▸ PROBLEM TO WORK ON:
Every line below should be copied exactly; drop the pictures.

++++ RECORDED DATA ++++

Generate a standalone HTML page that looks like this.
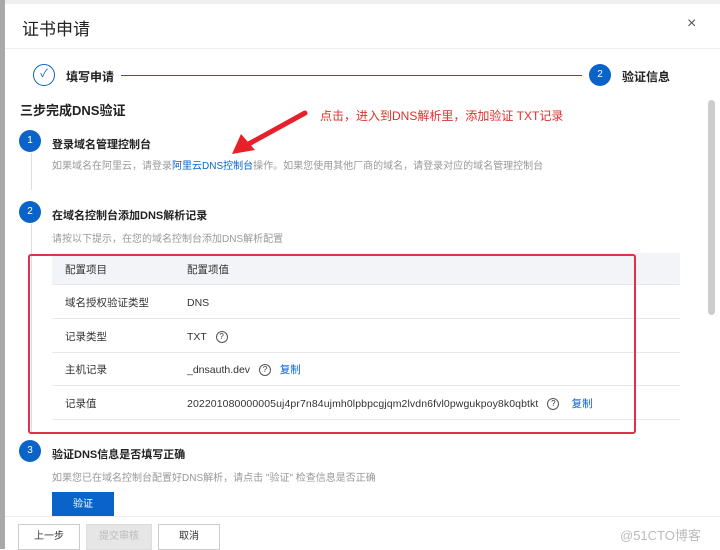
<!DOCTYPE html>
<html><head><meta charset="utf-8"><style>
*{margin:0;padding:0;box-sizing:border-box}
body{width:720px;height:549px;overflow:hidden;background:#fff;font-family:"Liberation Sans","Noto Sans CJK SC",sans-serif;position:relative;color:#333}
.a{position:absolute;white-space:nowrap}
.c{position:absolute;border-radius:50%;background:#0a63c9;color:#fff;font-size:10px;text-align:center}
.t{font-size:11px;font-weight:bold;color:#222}
.g{font-size:10px;color:#999}
.row{position:absolute;left:52px;width:628px;height:34px;border-bottom:1px solid #e8e8e8;font-size:10.5px;color:#333}
.row span{position:absolute;top:2px;line-height:33px}
.q{display:inline-block;width:12px;height:12px;border:1px solid #555;border-radius:50%;font-size:8px;text-align:center;line-height:10px;vertical-align:middle;margin-left:6px;font-style:normal}
.lk{color:#0a63c9;font-weight:normal}
.btn{position:absolute;top:524px;height:26px;border:1px solid #ccc;font-size:10px;text-align:center;line-height:24px;background:#fff}
</style></head><body>
<div class="a" style="left:0;top:0;width:5px;height:549px;background:#a9a9a9"></div>
<div class="a" style="left:5px;top:0;width:715px;height:4px;background:#eee"></div>
<div class="a" style="left:22px;top:15px;font-size:17px;color:#222">证书申请</div>
<div class="a" style="left:687px;top:15px;font-size:16px;color:#555">×</div>
<div class="a" style="left:5px;top:48px;width:715px;height:1px;background:#eee"></div>
<div class="a" style="left:33px;top:64px;width:22px;height:22px;border:1.5px solid #0a63c9;border-radius:50%;color:#0a63c9;font-size:11px;text-align:center;line-height:19px">✓</div>
<div class="a" style="left:66px;top:68px;font-size:12px;font-weight:bold;color:#222">填写申请</div>
<div class="a" style="left:121px;top:75px;width:461px;height:1px;background:#0a63c9"></div>
<div class="c" style="left:589px;top:64px;width:22px;height:22px;line-height:22px">2</div>
<div class="a" style="left:622px;top:68px;font-size:12px;font-weight:bold;color:#222">验证信息</div>
<div class="a" style="left:708px;top:100px;width:7px;height:215px;background:#ccc;border-radius:4px"></div>
<div class="a" style="left:20px;top:100px;font-size:13px;font-weight:bold;color:#222">三步完成DNS验证</div>
<div class="a" style="left:320px;top:107px;font-size:12px;color:#e0302a">点击，进入到DNS解析里，添加验证 TXT记录</div>
<svg class="a" style="left:225px;top:108px" width="85" height="52"><line x1="80" y1="5" x2="20" y2="38" stroke="#e8202a" stroke-width="5" stroke-linecap="round"/><polygon points="7,46 16,26 30,42" fill="#e8202a"/></svg>
<div class="c" style="left:19px;top:130px;width:22px;height:22px;line-height:22px">1</div>
<div class="a t" style="left:52px;top:136px">登录域名管理控制台</div>
<div class="a g" style="left:52px;top:157px">如果域名在阿里云，请登录<span class="lk">阿里云DNS控制台</span>操作。如果您使用其他厂商的域名，请登录对应的域名管理控制台</div>
<div class="a" style="left:31px;top:153px;width:1px;height:37px;background:#ddd"></div>
<div class="c" style="left:19px;top:201px;width:22px;height:22px;line-height:22px">2</div>
<div class="a t" style="left:52px;top:207px">在域名控制台添加DNS解析记录</div>
<div class="a g" style="left:52px;top:230px">请按以下提示，在您的域名控制台添加DNS解析配置</div>
<div class="a" style="left:31px;top:224px;width:1px;height:210px;background:#ddd"></div>
<div class="row" style="top:253px;height:32px;background:#f2f4f7"><span style="left:13px;line-height:31px">配置项目</span><span style="left:135px;line-height:31px">配置项值</span></div>
<div class="row" style="top:285px"><span style="left:13px">域名授权验证类型</span><span style="left:135px">DNS</span></div>
<div class="row" style="top:319px"><span style="left:13px">记录类型</span><span style="left:135px">TXT <i class="q">?</i></span></div>
<div class="row" style="top:352px"><span style="left:13px">主机记录</span><span style="left:135px">_dnsauth.dev <i class="q">?</i> &nbsp; <b class="lk">复制</b></span></div>
<div class="row" style="top:386px"><span style="left:13px">记录值</span><span style="left:135px;letter-spacing:0.1px">202201080000005uj4pr7n84ujmh0lpbpcgjqm2lvdn6fvl0pwgukpoy8k0qbtkt <i class="q">?</i> &nbsp;&nbsp; <b class="lk">复制</b></span></div>
<div class="a" style="left:28px;top:254px;width:608px;height:180px;border:2px solid #e0304a;border-radius:3px"></div>
<div class="c" style="left:19px;top:440px;width:22px;height:22px;line-height:22px">3</div>
<div class="a t" style="left:52px;top:446px">验证DNS信息是否填写正确</div>
<div class="a g" style="left:52px;top:469px">如果您已在域名控制台配置好DNS解析，请点击 "验证" 检查信息是否正确</div>
<div class="a" style="left:52px;top:492px;width:62px;height:25px;background:#0a63c9;color:#fff;font-size:10px;text-align:center;line-height:25px">验证</div>
<div class="a" style="left:5px;top:516px;width:715px;height:33px;background:#fff;border-top:1px solid #eee"></div>
<div class="btn" style="left:18px;width:62px">上一步</div>
<div class="btn" style="left:86px;width:66px;background:#e6e6e6;color:#bbb;border-color:#ddd">提交审核</div>
<div class="btn" style="left:158px;width:62px">取消</div>
<div class="a" style="left:620px;top:525px;font-size:13px;color:#bbb">@51CTO博客</div>
</body></html>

++++

▸ COMPLETE RESPONSE:
Generate a standalone HTML page that looks like this.
<!DOCTYPE html>
<html><head><meta charset="utf-8"><style>
*{margin:0;padding:0;box-sizing:border-box}
body{width:720px;height:549px;overflow:hidden;background:#fff;font-family:"Liberation Sans","Noto Sans CJK SC",sans-serif;position:relative;color:#333}
.a{position:absolute;white-space:nowrap}
.c{position:absolute;border-radius:50%;background:#0a63c9;color:#fff;font-size:10px;text-align:center}
.t{font-size:11px;font-weight:bold;color:#222}
.g{font-size:10px;color:#999}
.row{position:absolute;left:52px;width:628px;height:34px;border-bottom:1px solid #e8e8e8;font-size:10.5px;color:#333}
.row span{position:absolute;top:2px;line-height:33px}
.q{display:inline-block;width:12px;height:12px;border:1px solid #555;border-radius:50%;font-size:8px;text-align:center;line-height:10px;vertical-align:middle;margin-left:6px;font-style:normal}
.lk{color:#0a63c9;font-weight:normal}
.btn{position:absolute;top:524px;height:26px;border:1px solid #ccc;font-size:10px;text-align:center;line-height:24px;background:#fff}
</style></head><body>
<div class="a" style="left:0;top:0;width:5px;height:549px;background:#a9a9a9"></div>
<div class="a" style="left:5px;top:0;width:715px;height:4px;background:#eee"></div>
<div class="a" style="left:22px;top:15px;font-size:17px;color:#222">证书申请</div>
<div class="a" style="left:687px;top:15px;font-size:16px;color:#555">×</div>
<div class="a" style="left:5px;top:48px;width:715px;height:1px;background:#eee"></div>
<div class="a" style="left:33px;top:64px;width:22px;height:22px;border:1.5px solid #0a63c9;border-radius:50%;color:#0a63c9;font-size:11px;text-align:center;line-height:19px">✓</div>
<div class="a" style="left:66px;top:68px;font-size:12px;font-weight:bold;color:#222">填写申请</div>
<div class="a" style="left:121px;top:75px;width:461px;height:1px;background:#0a63c9"></div>
<div class="c" style="left:589px;top:64px;width:22px;height:22px;line-height:22px">2</div>
<div class="a" style="left:622px;top:68px;font-size:12px;font-weight:bold;color:#222">验证信息</div>
<div class="a" style="left:708px;top:100px;width:7px;height:215px;background:#ccc;border-radius:4px"></div>
<div class="a" style="left:20px;top:100px;font-size:13px;font-weight:bold;color:#222">三步完成DNS验证</div>
<div class="a" style="left:320px;top:107px;font-size:12px;color:#e0302a">点击，进入到DNS解析里，添加验证 TXT记录</div>
<svg class="a" style="left:225px;top:108px" width="85" height="52"><line x1="80" y1="5" x2="20" y2="38" stroke="#e8202a" stroke-width="5" stroke-linecap="round"/><polygon points="7,46 16,26 30,42" fill="#e8202a"/></svg>
<div class="c" style="left:19px;top:130px;width:22px;height:22px;line-height:22px">1</div>
<div class="a t" style="left:52px;top:136px">登录域名管理控制台</div>
<div class="a g" style="left:52px;top:157px">如果域名在阿里云，请登录<span class="lk">阿里云DNS控制台</span>操作。如果您使用其他厂商的域名，请登录对应的域名管理控制台</div>
<div class="a" style="left:31px;top:153px;width:1px;height:37px;background:#ddd"></div>
<div class="c" style="left:19px;top:201px;width:22px;height:22px;line-height:22px">2</div>
<div class="a t" style="left:52px;top:207px">在域名控制台添加DNS解析记录</div>
<div class="a g" style="left:52px;top:230px">请按以下提示，在您的域名控制台添加DNS解析配置</div>
<div class="a" style="left:31px;top:224px;width:1px;height:210px;background:#ddd"></div>
<div class="row" style="top:253px;height:32px;background:#f2f4f7"><span style="left:13px;line-height:31px">配置项目</span><span style="left:135px;line-height:31px">配置项值</span></div>
<div class="row" style="top:285px"><span style="left:13px">域名授权验证类型</span><span style="left:135px">DNS</span></div>
<div class="row" style="top:319px"><span style="left:13px">记录类型</span><span style="left:135px">TXT <i class="q">?</i></span></div>
<div class="row" style="top:352px"><span style="left:13px">主机记录</span><span style="left:135px">_dnsauth.dev <i class="q">?</i> &nbsp; <b class="lk">复制</b></span></div>
<div class="row" style="top:386px"><span style="left:13px">记录值</span><span style="left:135px;letter-spacing:0.1px">202201080000005uj4pr7n84ujmh0lpbpcgjqm2lvdn6fvl0pwgukpoy8k0qbtkt <i class="q">?</i> &nbsp;&nbsp; <b class="lk">复制</b></span></div>
<div class="a" style="left:28px;top:254px;width:608px;height:180px;border:2px solid #e0304a;border-radius:3px"></div>
<div class="c" style="left:19px;top:440px;width:22px;height:22px;line-height:22px">3</div>
<div class="a t" style="left:52px;top:446px">验证DNS信息是否填写正确</div>
<div class="a g" style="left:52px;top:469px">如果您已在域名控制台配置好DNS解析，请点击 "验证" 检查信息是否正确</div>
<div class="a" style="left:52px;top:492px;width:62px;height:25px;background:#0a63c9;color:#fff;font-size:10px;text-align:center;line-height:25px">验证</div>
<div class="a" style="left:5px;top:516px;width:715px;height:33px;background:#fff;border-top:1px solid #eee"></div>
<div class="btn" style="left:18px;width:62px">上一步</div>
<div class="btn" style="left:86px;width:66px;background:#e6e6e6;color:#bbb;border-color:#ddd">提交审核</div>
<div class="btn" style="left:158px;width:62px">取消</div>
<div class="a" style="left:620px;top:525px;font-size:13px;color:#bbb">@51CTO博客</div>
</body></html>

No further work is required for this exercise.